A number of banks are refusing to open accounts for small self-administered schemes, stating that they need to be affiliated with a regulated entity or have a corporate trustee in place, neither of which is deemed mandatory by regulators.

Neil MacGillivray, chairman of the Association of Member-directed Pension Schemes, previously raised this issue in October, however he said the situation has not improved.

“A number of banks are refusing to open accounts for Ssas as they are unregulated. It’s a bit like booking a package holiday but when you turn up you are expected to have a commercial pilots license. People who administer non-regulated have to be regulated to open accounts, according to some banks.

“The main concern is that Ssas will be used for pension liberation; it’s down to the perceived risk.”

Of the lenders FTAdviser spoke to, only HSBC and Santander appear to offer bank accounts, with the former stating “satisfactory completion of due diligence” is needed and the latter saying there may be a “requirement for additional checks”.

The Lloyds Group told FTAdviser that following a policy review a year ago, it will now only accept new Ssas business from an “FCA regulated introducer or an introducer who also has an FCA regulated business within their group”.

Following a 2013 review, a spokesperson for Cater Allen said it will only accept applications where the administrator, pension provider or financial intermediary is authorised by the FCA.

“In agreeing the procedures, Cater Allen had a dialogue with Amps to make sure that we reflected any concerns with regard to the security and safeguarding of scheme bank accounts.”

As there is no legal requirement for a Ssas to be regulated, this has caused issues, with Mr MacGillivray commenting: “They are telling practitioners to be the trustees. People who have a successful business are being asked to do something that they are not capable of achieving.

“Some are saying a scheme administrator must be authorised by the FCA, which they don’t have to be. Two banks are in the minority, but this trend will continue and Ssas are being put in a difficult position.”

Furthermore, Metro and the Royal Bank of Scotland Group both said that a corporate professional trustee must be in place for them to provide bank services to a Ssas.

However, HM Revenue and Customs confirmed to FTAdviser that it is not mandatory for a Ssas to have a corporate trustee, with a spokesperson adding: “We have no plans to make corporate trustees mandatory.”

Andrew Warwick-Thompson, executive director for DC and public service pension schemes for the Pensions Regulator, told FTAdviser that they are “aware of an increase in scam activity based on small occupational pension schemes. Smaller schemes benefit from certain legal exemptions, which some may seek to exploit”.

While the regulator could not comment on the individual requirements of lenders, Mr Warwick-Thompson said that as part of its pension liberation campaign, “we urge pension providers, trustees and scheme managers to undertake due diligence when considering member transfer requests in the fight against pension scams”.

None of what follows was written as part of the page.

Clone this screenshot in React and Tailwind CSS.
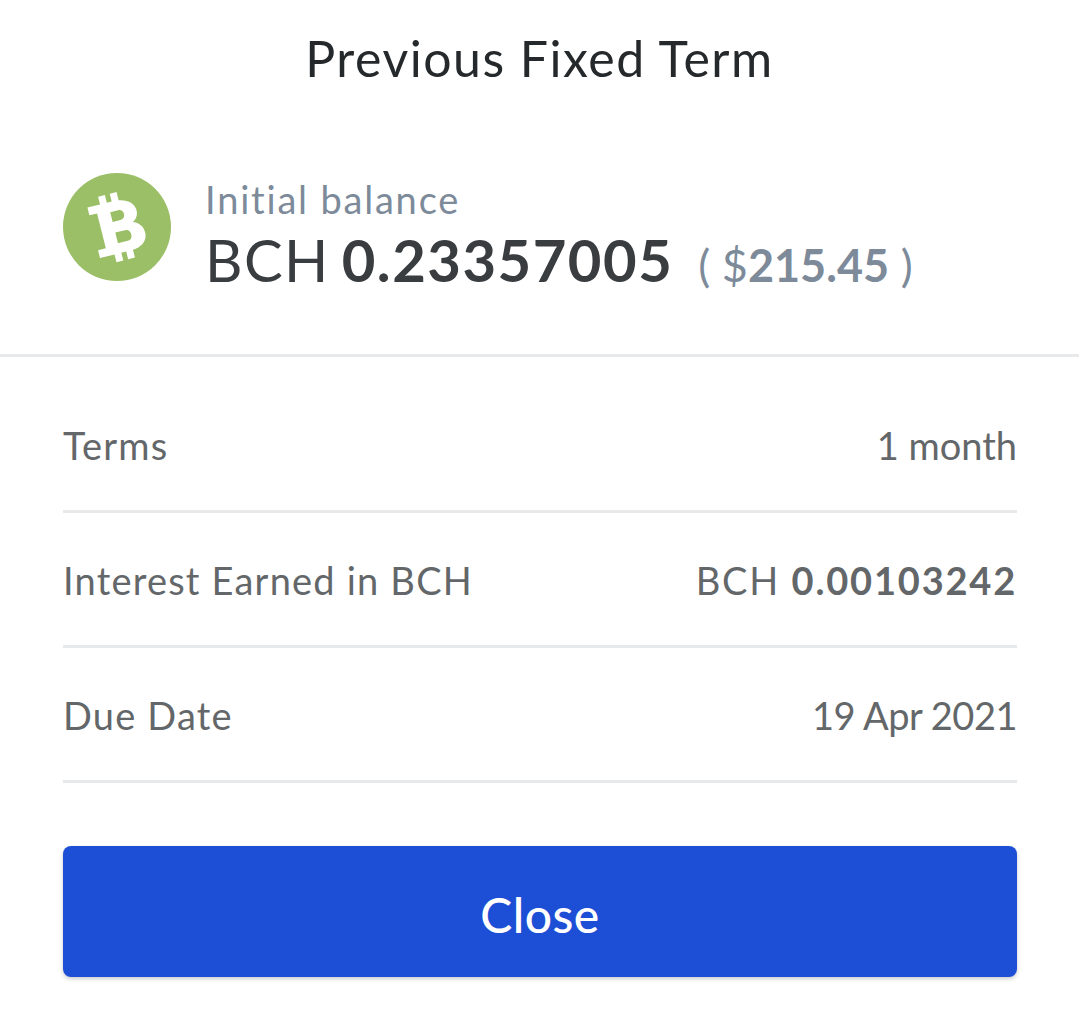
import React from 'react';

const font = 'font-["Lato","Noto_Sans",sans-serif]';

const BitcoinCashIcon = () => (
  <svg viewBox="0 0 108 108" className="w-[108px] h-[108px] shrink-0">
    <circle cx="54" cy="54" r="54" fill="#9bbf66" />
    <g transform="rotate(-14 54 54)" fill="#fff">
      <path
        fillRule="evenodd"
        d="M30 28H43V20H50V28H55V20H62V28.500C71 30 77 35 77 42.500C77 47.500 74.500 51 70.500 53C76.500 55 80 60 80 66C80 74 74 79.500 64 80V88H57V80H52V88H45V80H30V72H38V36H30ZM51 38V48H59C62 48 64 46 64 43C64 40 62 38 59 38ZM51 59V70H61C64.500 70 66 68 66 64.500C66 61 64.500 59 61 59Z"
      />
    </g>
  </svg>
);

const Row = ({ label, children }) => (
  <div className="flex items-center justify-between h-[135px] pt-[2px] border-b-[3px] border-[#e8e9ea] text-[38px] text-[#636769]">
    <span className="tracking-[1.2px]">{label}</span>
    <span>{children}</span>
  </div>
);

export default function App() {
  return (
    <div className={`w-[1079px] h-[1035px] bg-white overflow-hidden ${font}`}>
      <h1 className="h-[122px] pt-[28px] text-center text-[50px] leading-[60px] text-[#26292b] tracking-[1.5px]">
        Previous Fixed Term
      </h1>
      <div className="flex items-center gap-[34px] h-[235px] pb-[22px] px-[63px] border-b-[3px] border-[#e8e9ea]">
        <BitcoinCashIcon />
        <div className="pt-[24px]">
          <div className="text-[38px] leading-[46px] text-[#7d8a9a] tracking-[1.8px]">Initial balance</div>
          <div className="flex items-baseline text-[#3a3d40] text-[58px] leading-[76px]">
            <span className="tracking-[1.4px]">BCH</span>
            <span className="ml-[12px] font-bold tracking-[1.5px]">0.23357005</span>
            <span className="ml-[25px] text-[45px] text-[#7d8a9a]">
              ( $<span className="font-bold">215.45</span> )
            </span>
          </div>
        </div>
      </div>
      <div className="pl-[63px] pr-[62px] pt-[21px]">
        <Row label="Terms">1 month</Row>
        <Row label="Interest Earned in BCH">
          <span className="tracking-[1.8px]">BCH </span>
          <span className="font-bold tracking-[1.8px]">0.00103242</span>
        </Row>
        <Row label="Due Date">
          <span className="tracking-[-0.5px]">19 Apr 2021</span>
        </Row>
        <button className="block mt-[63px] w-full h-[131px] pt-[6px] rounded-[8px] bg-[#1d4ed6] text-white text-[48px] font-medium shadow-[0_2px_4px_rgba(0,0,0,0.2)] tracking-[0.5px]">
          Close
        </button>
      </div>
    </div>
  );
}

He said: “We welcome all initiatives by the pensions industry to help to frustrate scam activity.”

However, Mr MacGillivray believes the banks’ stance is unnecessary, partly due to HMRC’s new ‘fit and proper’ test which ensures there is a “layer of protection in place” and that, since the Budget, HMRC has additional powers.

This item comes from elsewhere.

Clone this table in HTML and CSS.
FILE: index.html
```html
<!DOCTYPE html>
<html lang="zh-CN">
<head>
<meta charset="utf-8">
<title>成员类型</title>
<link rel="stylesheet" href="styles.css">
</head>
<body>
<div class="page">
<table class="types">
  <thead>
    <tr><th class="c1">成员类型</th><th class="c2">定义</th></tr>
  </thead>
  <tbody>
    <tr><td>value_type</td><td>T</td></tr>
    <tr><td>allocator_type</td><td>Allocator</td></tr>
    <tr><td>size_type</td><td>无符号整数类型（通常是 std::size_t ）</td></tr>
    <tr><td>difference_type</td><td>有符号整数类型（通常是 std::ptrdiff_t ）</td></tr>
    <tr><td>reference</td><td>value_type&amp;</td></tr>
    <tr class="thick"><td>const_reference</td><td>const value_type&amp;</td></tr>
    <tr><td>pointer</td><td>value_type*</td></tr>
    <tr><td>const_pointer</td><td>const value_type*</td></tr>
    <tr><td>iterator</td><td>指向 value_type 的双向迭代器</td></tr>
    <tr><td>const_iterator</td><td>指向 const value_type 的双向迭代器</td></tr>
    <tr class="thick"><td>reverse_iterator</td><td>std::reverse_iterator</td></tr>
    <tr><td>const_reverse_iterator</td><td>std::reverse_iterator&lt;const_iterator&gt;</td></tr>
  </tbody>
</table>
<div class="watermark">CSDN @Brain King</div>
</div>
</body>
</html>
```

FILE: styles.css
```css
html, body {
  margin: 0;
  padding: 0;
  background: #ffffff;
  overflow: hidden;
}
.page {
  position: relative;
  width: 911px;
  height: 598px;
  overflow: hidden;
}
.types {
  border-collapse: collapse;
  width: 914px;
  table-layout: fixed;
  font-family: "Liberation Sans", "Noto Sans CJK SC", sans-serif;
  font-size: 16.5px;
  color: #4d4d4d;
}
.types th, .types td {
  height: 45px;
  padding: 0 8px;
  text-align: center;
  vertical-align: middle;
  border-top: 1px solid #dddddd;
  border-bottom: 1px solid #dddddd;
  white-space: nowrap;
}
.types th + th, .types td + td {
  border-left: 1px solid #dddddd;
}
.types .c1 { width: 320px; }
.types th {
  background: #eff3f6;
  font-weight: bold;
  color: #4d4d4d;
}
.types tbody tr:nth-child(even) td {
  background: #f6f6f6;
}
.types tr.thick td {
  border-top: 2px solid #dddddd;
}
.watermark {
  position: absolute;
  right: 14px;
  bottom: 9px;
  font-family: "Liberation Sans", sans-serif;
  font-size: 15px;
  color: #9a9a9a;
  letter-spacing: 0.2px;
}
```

The revenue can refuse to register a pension scheme if their tax officers believe the scheme administrator is not a fit and proper person to fulfil that role. The chancellor also introduced new penalties for false information of up to £3,000.

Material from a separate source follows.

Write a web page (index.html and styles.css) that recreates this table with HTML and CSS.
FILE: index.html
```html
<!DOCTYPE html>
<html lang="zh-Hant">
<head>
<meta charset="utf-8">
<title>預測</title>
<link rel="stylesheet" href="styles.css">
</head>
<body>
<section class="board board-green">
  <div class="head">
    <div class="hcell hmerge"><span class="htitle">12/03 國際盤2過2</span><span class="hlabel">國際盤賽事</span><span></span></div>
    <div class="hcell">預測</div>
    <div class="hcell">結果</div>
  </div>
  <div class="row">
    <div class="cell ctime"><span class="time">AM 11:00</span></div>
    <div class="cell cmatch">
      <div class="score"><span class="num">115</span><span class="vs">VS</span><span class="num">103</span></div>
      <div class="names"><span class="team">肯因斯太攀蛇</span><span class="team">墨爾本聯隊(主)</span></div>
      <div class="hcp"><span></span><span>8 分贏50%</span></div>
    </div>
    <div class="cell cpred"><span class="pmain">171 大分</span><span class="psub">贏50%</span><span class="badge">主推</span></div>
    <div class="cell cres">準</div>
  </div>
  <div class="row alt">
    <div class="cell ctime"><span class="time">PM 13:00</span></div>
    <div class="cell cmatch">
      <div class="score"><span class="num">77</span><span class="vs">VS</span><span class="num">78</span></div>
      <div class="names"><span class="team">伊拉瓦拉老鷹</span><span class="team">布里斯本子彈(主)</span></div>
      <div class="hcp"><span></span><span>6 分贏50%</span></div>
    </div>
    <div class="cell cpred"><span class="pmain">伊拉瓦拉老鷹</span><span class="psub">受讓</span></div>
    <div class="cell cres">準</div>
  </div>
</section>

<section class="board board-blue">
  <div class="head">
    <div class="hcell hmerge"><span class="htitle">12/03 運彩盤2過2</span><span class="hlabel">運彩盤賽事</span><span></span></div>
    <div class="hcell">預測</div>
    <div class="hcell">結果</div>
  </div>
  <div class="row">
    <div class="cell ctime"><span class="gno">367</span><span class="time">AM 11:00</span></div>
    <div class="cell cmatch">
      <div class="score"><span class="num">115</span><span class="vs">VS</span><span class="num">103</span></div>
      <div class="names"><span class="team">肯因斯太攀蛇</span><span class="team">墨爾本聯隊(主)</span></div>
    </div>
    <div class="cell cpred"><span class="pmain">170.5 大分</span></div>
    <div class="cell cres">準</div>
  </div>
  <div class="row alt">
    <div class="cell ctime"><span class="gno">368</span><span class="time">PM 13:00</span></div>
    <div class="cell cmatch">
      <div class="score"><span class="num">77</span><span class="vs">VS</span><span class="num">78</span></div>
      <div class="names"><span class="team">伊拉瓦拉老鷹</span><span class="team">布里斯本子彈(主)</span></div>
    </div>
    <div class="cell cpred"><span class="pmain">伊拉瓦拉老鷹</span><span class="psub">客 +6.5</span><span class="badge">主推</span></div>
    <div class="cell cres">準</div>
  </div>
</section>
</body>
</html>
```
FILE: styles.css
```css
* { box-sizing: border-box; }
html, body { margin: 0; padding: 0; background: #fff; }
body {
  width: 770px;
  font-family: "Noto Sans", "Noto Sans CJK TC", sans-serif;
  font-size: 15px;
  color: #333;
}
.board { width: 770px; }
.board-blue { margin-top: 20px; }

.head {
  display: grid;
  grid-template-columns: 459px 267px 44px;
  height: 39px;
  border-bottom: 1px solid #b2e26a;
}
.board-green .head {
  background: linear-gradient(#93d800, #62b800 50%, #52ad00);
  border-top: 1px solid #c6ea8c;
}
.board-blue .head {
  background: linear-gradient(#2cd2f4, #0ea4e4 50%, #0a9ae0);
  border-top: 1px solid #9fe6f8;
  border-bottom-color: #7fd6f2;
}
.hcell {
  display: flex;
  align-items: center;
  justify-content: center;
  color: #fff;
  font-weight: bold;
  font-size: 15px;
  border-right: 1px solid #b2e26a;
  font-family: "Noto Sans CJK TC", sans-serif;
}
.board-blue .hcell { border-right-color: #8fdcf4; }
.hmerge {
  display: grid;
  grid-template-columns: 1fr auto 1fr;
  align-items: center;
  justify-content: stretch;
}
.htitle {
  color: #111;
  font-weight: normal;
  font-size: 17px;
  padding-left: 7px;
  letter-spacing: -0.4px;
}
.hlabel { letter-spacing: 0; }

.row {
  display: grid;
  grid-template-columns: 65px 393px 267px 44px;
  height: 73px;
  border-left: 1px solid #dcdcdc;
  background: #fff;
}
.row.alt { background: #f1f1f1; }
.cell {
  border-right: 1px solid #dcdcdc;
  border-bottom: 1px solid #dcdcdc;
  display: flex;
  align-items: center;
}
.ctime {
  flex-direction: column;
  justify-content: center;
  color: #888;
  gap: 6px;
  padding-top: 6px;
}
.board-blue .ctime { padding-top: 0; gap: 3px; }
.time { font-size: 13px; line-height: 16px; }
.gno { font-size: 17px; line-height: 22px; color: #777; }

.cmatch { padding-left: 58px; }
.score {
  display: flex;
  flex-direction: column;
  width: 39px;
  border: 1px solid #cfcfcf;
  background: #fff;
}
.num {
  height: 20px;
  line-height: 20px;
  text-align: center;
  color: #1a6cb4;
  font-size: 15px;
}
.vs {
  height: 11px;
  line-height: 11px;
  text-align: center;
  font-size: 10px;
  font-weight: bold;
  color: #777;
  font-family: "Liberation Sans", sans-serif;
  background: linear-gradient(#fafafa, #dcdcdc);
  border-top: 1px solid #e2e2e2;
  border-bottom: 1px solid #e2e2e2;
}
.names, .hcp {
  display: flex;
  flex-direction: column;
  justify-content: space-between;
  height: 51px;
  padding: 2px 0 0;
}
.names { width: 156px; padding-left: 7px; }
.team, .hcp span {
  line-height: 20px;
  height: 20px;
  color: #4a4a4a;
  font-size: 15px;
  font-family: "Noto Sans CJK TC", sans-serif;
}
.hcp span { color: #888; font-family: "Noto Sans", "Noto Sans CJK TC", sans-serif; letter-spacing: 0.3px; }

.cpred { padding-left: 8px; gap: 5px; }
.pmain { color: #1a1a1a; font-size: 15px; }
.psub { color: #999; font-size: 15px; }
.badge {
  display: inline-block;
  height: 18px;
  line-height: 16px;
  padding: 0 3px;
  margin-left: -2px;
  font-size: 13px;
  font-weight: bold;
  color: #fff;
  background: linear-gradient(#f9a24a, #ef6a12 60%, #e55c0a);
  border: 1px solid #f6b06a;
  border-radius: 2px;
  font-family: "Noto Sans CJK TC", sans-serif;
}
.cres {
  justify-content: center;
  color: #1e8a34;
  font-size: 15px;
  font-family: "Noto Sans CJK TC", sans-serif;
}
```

However, Richard Mattison, director at Ssas administrator Whitehall Group, does not think HMRC’s powers go far enough and has urged The Pensions Regulator and HMRC to revisit pension liberation to find a way “that doesn’t affect the rest of the world”.

“We should go back to the pre-A day list of approved providers. Back then a Ssas scheme had to have a corporate trustee who was rubber stamped by HMRC.

“A-day came along and removed this requirement due to EU legislation as it doesn’t recognise trusts, so then the industry said ‘what about professional administrators’ and HMRC ignored this.

“If we go back to the provider list, everybody will know that it’s not a liberator and people can just get on with things.”

Adam Wrench, head of product and business development at Sipp and Ssas provider London and Colonial, added that London and Colonial make Ssas administrators appoint them as a professional trustee and it is also mandatory to be the compulsory signatories.

“It is to protect them from themselves. If banks are saying corporate trustees must be in place, that makes perfect sense and it is encouraging they are saying that. That’s a good thing in light of pension liberation.”